Kelly Graves smiled and laughed.
“Are you concerned about your job security?” a member of the media asked the Oregon women’s basketball coach. Oregon (11-16, 2-12 Pac-12) is on a nine-game losing streak, capped by its 74-55 home defeat to No. 9 UCLA on Sunday night, and cut adrift from a conference that finds itself in the national spotlight.
But he smirked, Graves doesn’t worry — as he’s often exclaimed, he’s a positive guy! But Sunday’s presser was a shift from the norm.
“We’ve had a pretty good run here. We’re struggling — everybody knows it, [but] we are the ones who’ve set the bar here,” Graves said. “We haven’t reached our own bar, for sure, but the bar was set in the last 10 years.”

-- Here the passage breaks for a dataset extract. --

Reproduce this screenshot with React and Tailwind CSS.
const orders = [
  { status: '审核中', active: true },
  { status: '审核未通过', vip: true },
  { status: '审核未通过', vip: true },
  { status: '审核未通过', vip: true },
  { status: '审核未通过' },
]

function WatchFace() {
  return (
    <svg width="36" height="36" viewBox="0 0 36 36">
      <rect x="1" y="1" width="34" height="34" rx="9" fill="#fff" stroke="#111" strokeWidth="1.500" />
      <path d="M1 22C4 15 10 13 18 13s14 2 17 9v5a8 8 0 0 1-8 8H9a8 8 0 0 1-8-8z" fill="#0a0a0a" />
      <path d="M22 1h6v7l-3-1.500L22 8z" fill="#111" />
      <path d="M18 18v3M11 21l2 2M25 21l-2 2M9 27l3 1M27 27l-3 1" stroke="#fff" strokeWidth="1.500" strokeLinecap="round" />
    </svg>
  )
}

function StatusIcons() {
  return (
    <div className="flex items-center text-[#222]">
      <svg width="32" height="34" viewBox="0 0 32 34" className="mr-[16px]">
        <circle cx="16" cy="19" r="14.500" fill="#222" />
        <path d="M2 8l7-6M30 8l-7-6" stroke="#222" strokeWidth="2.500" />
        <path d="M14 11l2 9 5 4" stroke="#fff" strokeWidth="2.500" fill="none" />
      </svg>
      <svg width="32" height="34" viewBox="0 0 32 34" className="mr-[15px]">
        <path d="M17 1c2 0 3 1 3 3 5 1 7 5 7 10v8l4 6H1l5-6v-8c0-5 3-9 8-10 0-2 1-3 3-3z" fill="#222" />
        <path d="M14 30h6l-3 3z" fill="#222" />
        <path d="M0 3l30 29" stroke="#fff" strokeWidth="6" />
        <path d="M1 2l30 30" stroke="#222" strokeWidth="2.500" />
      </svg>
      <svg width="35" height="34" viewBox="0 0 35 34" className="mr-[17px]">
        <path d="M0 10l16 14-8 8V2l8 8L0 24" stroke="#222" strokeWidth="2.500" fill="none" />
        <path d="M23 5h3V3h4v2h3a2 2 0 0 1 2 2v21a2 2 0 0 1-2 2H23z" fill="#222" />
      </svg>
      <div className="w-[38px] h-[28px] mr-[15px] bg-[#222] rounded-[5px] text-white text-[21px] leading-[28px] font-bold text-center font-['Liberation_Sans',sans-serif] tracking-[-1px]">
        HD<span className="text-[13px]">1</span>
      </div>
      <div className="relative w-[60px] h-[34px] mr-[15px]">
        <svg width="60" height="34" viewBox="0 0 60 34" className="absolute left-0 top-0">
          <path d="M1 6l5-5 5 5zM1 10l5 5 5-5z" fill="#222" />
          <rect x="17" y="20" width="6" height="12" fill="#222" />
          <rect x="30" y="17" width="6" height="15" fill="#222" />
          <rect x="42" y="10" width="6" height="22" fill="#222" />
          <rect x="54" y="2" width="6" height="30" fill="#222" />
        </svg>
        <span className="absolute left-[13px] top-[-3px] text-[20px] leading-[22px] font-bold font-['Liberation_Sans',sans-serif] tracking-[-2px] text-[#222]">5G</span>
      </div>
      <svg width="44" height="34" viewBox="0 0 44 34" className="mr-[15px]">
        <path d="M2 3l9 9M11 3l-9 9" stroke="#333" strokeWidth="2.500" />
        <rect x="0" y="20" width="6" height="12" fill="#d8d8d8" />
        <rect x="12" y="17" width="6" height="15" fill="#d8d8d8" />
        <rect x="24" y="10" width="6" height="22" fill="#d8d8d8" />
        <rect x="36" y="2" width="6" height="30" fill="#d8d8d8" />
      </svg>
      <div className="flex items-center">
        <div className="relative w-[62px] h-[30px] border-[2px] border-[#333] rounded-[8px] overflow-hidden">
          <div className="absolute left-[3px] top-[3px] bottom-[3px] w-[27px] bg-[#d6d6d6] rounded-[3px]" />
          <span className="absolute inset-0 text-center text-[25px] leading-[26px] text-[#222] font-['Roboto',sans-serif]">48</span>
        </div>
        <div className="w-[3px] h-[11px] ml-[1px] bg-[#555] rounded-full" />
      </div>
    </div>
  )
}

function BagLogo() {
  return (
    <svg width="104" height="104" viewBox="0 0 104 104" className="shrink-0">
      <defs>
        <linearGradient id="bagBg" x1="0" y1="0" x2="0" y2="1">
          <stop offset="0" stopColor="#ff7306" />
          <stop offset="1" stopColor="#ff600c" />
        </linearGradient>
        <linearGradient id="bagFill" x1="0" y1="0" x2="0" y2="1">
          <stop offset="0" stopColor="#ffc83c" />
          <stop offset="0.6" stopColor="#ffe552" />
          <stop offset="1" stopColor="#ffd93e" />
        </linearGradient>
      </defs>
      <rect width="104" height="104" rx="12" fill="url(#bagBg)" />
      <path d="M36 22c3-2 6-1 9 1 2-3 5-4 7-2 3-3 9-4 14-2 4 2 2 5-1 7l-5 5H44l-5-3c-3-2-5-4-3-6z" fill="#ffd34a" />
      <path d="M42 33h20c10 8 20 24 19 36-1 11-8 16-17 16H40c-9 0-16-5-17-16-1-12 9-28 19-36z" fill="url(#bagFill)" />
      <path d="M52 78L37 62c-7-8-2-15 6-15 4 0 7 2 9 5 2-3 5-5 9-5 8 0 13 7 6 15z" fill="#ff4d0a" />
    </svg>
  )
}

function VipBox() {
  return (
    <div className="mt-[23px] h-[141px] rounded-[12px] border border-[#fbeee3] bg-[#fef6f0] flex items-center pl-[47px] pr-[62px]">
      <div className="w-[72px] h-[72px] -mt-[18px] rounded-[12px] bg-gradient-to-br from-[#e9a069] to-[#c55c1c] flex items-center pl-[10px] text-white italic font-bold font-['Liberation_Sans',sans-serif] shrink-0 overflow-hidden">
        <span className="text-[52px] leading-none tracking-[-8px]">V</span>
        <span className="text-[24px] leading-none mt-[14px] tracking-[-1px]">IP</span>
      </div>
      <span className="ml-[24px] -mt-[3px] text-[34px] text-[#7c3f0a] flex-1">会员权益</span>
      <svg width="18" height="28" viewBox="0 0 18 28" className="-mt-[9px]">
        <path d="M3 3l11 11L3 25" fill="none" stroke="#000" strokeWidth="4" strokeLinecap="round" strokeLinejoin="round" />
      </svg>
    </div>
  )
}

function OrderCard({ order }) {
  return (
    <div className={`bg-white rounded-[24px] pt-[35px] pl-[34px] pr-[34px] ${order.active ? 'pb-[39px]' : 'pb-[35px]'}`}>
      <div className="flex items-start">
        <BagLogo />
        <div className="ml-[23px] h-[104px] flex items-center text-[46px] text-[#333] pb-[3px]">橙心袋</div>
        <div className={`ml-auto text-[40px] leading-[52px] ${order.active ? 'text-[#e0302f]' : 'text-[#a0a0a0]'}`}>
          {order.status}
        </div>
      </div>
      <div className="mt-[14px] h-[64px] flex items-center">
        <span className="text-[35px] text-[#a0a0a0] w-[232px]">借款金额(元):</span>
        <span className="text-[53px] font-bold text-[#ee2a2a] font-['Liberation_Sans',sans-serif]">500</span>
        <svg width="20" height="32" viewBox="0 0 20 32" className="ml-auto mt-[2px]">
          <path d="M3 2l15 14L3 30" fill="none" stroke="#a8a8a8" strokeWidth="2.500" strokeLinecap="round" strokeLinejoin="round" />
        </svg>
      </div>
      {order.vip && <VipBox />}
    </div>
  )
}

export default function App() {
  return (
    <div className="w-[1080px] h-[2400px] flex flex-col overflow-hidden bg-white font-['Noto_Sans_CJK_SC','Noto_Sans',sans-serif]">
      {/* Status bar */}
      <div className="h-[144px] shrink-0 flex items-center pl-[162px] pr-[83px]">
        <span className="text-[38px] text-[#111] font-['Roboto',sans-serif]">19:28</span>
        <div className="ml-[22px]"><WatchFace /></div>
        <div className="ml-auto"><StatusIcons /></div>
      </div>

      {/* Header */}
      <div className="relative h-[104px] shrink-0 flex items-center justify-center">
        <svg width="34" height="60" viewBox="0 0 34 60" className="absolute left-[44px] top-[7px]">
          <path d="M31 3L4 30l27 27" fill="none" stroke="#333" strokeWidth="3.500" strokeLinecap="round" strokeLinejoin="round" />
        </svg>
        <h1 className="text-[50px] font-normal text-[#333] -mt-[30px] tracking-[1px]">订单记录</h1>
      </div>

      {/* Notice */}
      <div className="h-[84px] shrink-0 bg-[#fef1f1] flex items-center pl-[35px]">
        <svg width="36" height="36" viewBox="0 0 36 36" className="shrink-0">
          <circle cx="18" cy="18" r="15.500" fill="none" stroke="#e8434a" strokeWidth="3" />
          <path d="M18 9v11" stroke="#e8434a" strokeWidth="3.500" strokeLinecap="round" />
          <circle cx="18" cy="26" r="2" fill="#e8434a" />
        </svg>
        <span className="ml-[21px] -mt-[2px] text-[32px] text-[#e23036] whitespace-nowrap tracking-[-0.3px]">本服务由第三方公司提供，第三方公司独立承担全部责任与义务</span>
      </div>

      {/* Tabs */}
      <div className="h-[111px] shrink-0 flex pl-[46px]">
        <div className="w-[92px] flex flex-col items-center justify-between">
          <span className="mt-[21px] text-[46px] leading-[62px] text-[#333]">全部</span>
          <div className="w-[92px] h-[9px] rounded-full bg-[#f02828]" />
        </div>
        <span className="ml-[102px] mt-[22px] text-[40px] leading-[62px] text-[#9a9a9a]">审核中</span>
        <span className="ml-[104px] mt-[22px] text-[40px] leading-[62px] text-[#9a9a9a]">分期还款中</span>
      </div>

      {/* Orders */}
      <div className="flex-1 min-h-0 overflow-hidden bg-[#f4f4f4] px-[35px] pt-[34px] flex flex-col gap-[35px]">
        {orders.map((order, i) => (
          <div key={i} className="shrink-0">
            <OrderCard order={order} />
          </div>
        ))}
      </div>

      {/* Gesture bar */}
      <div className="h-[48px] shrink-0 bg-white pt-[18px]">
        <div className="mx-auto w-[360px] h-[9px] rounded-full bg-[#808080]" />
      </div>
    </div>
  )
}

That’s not to say that this isn’t as far away from that elite level as the Ducks have been, but with the understanding that this season is effectively over, Oregon’s eyes are on the future. It’ll be forced to move on from several players, whether through graduation or the ever-present transfer portal, and rebuild the culture of excellence that led it into national championship-contention before the COVID-19 pandemic.
It’ll take more than what remains after this season is over to return to that mountaintop. Despite the possibility of Phillipina Kyei, Grace VanSlooten, Chance Gray and injured freshman Sofia Bell returning, it’s obvious that there’s two or three more steps that this team must take down the road before it can compete. Especially in the Big Ten.
Graves acknowledged that fact while backing his team. In the postgame, he said, “[This team] is working their butts off…it’s going to take recruiting, it’s going to take working the portal… We’ve been there and we can get back there, but I’m not taking anything away from the group that’s out there busting their butt.”
It’s difficult to watch, sometimes, but he asks for faith.
A program that has established what it means to play basketball at Oregon surely deserves that respect. Especially in the modern age of college sports, instant and constant success are demanded — and its a level that Oregon has drifted further and further from in recent years.
Oregon has lost consecutive games by 19, 37, 22 and 33 points. All of those schools were inside the top 18 of the A.P. poll, but that’s where Oregon has been in years past. It doesn’t look like the same team at all. In the first five minutes against UCLA, the Ducks gave up open looks possession after possession. The Bruins’ Londynn Jones had 12 shots from beyond the arc — and only converted three of what seemed like an endless stream of opportunities.
In conference play alone, the Ducks are bottom of the Pac-12 for field goals — both made and attempted, and sit 11th of 12 for total rebounds and steals. Their ability to compete relies on their opponent’s inability to do so — something that is uncommon in the conference that could produce a champion.
There’s any number of excuses: Oregon’s strength of schedule is fifth-hardest in the nation, the Ducks lost multiple key players both to injury and the transfer portal and those that have remained healthy are forced to play outsized minutes. The reality is, though, that this team cannot continue at the level it’s at. That credibility that it has built, as strong as it may have been, is not untouchable, and Kelly Graves should (eventually) start to worry.